A liquidação extrajudicial, que atingiu o Banco Master e poupou o Will Bank até agora, é o regime de resolução que se destina a interromper o funcionamento de uma instituição e promover sua retirada, de forma organizada, do Sistema Financeiro Nacional (SFN). Ela é adotada quando ocorre situação de insolvência irrecuperável ou quando são cometidas graves infrações às normas que regulam sua atividade. O BC nomeia um liquidante, que busca a venda dos ativos existentes para viabilizar o pagamento aos credores.
Segundo os analistas ouvidos pelo Metrópoles, antes de investir em bancos é necessário entender o funcionamento do mercado financeiro e do sistema bancário, além de se informar sobre o histórico e a credibilidade das instituições. “Tem muita educação financeira a ser feita. É necessário montar um planejamento, investir com disciplina todo mês, olhar isso para um período de cinco a dez anos. Mas este discurso muitas vezes é considerado chato, ultrapassado”, lamenta Gusmão. “O que é mais sexy? É o amigão lá do Twitter dizendo como ficar rico em uma semana. Alocar no Master, comprar ação da empresa fulana de tal para transformar R$ 100 em R$ 1 milhão. É o discurso mais atraente e mais fácil, mas não é o certo”, diz.
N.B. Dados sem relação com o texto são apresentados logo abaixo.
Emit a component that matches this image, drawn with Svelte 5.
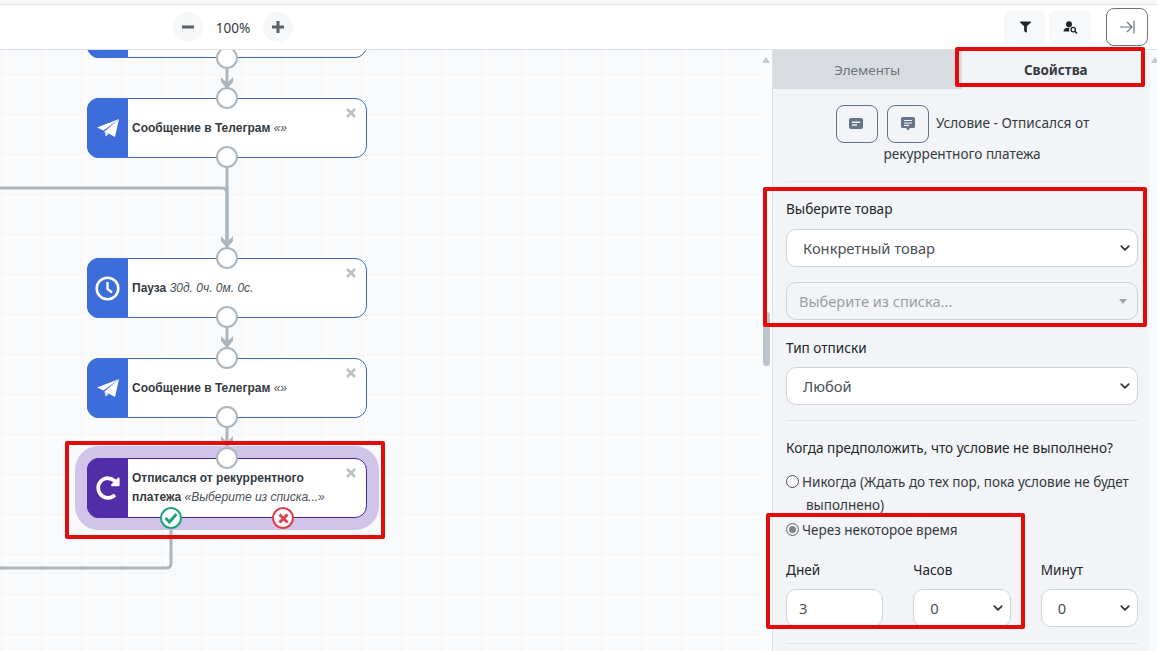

Em um cenário de tamanha apreensão, com os investidores mergulhados em um mar de dúvidas, Hugo Queiroz faz um alerta que acende a luz amarela no mercado. Segundo ele, é muito provável que ocorram outros casos semelhantes ao do Banco Master no futuro. “Vão acontecer outros casos nos próximos anos ou décadas, e o investidor precisa ter isso em mente. É do modelo de negócio de banco. Você toma um risco, capta o seu recurso, investe em algum ativo para ter lucro. O investidor precisa, primeiramente, entender o que é um banco. Não adianta você colocar toda a responsabilidade no FGC. Você tem de olhar aquele banco e saber o que ele faz para gerar o retorno”, explica.